なので私、ずっとオリンピックが苦手だった。

ずいぶん歳月を経て
今年、やっと応援できるようになった。
けれど、べつに生まれ変わったわけではない。
あるご遺族のブログに、「わかるよ。すごくわかる」と思った。

  体操の内村選手が金メダルを取った。
  内村選手の母親が興奮して喜んでいる姿が映っていた。

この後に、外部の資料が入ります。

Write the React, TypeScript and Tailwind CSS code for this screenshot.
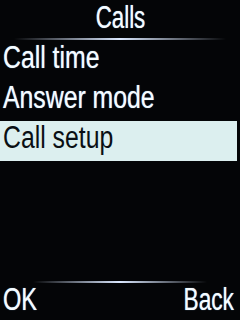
const items = ['Call time', 'Answer mode', 'Call setup'];

const Divider = ({ inset }: { inset: string }) => (
  <div className={`h-[2px] ${inset} bg-gradient-to-r from-transparent via-[#dbe8ff] to-transparent`} />
);

export default function App() {
  const selected = 2;
  return (
    <div className="w-[240px] h-[320px] bg-[#040507] text-[#f6fcff] [text-shadow:0_0_1px_rgba(150,205,255,0.9)] flex flex-col overflow-hidden font-['Liberation_Sans',Arial,sans-serif] text-[31px]">
      <div className="h-[38px] flex items-start justify-center leading-[35px]">
        <span className="inline-block scale-x-[0.72]">Calls</span>
      </div>
      <Divider inset="mx-[14px]" />
      <div className="flex flex-col mt-[1px]">
        {items.map((item, i) => (
          <div
            key={item}
            className={`h-[40px] leading-[34px] pl-[3px] mr-[3px] ${i === selected ? 'bg-[#dcefef] text-[#0a0f14] [text-shadow:none]' : ''}`}
          >
            <span className="inline-block origin-left scale-x-[0.8] whitespace-nowrap">{item}</span>
          </div>
        ))}
      </div>
      <div className="flex-1" />
      <Divider inset="mx-[33px]" />
      <div className="h-[37px] flex justify-between items-start pl-[3px] pr-[6px] leading-[34px]">
        <span className="inline-block origin-left scale-x-[0.76]">OK</span>
        <span className="inline-block origin-right scale-x-[0.73]">Back</span>
      </div>
    </div>
  );
}
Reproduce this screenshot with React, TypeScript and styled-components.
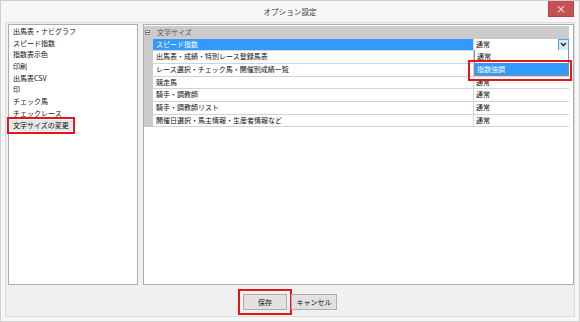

←イスの背の上に立ってたネ

  以前、内村選手の母親は「しくじり先生」という番組に出演して、
  息子を溺愛しすぎて子離れできなくなり、
  息子に嫌われてしまったことを反省していた。
  そして最後に
  「息子にはただ生きていてくれるだけでいい、それだけでいい」
  と言って涙を流していた。

  その言葉に嘘はないのだろう。
  でも私はその時
  「生きていてくれるだけでいい」
  というその言葉の重さを、子を亡くして心の底からそう願う親の気持ちを、
  この人はわかっているのだろうかと思った。

  自分の子が金メダルを取って嬉しくないはずがない。
  飛び上がって喜んで興奮してしまうのも当然のことだ。
  私はその姿を
  「生きていてくれるだけでいい」
  と、そう言って涙を流した時のことを思い出し、
  冷めた気持ちでしか見られなかった。

「わかるよ」と思った。
そして、お母さんの言葉は、こうくくられていた。

  どこまでひねくれているのだろうか、私は。

「すごくわかる」と思った。

「愛しい」と書いて「かなしい」と読む
と辞書にも書いてある。
ひねくれてしまうほど愛が深い
という意味が書かれている辞書があってもいいと思う。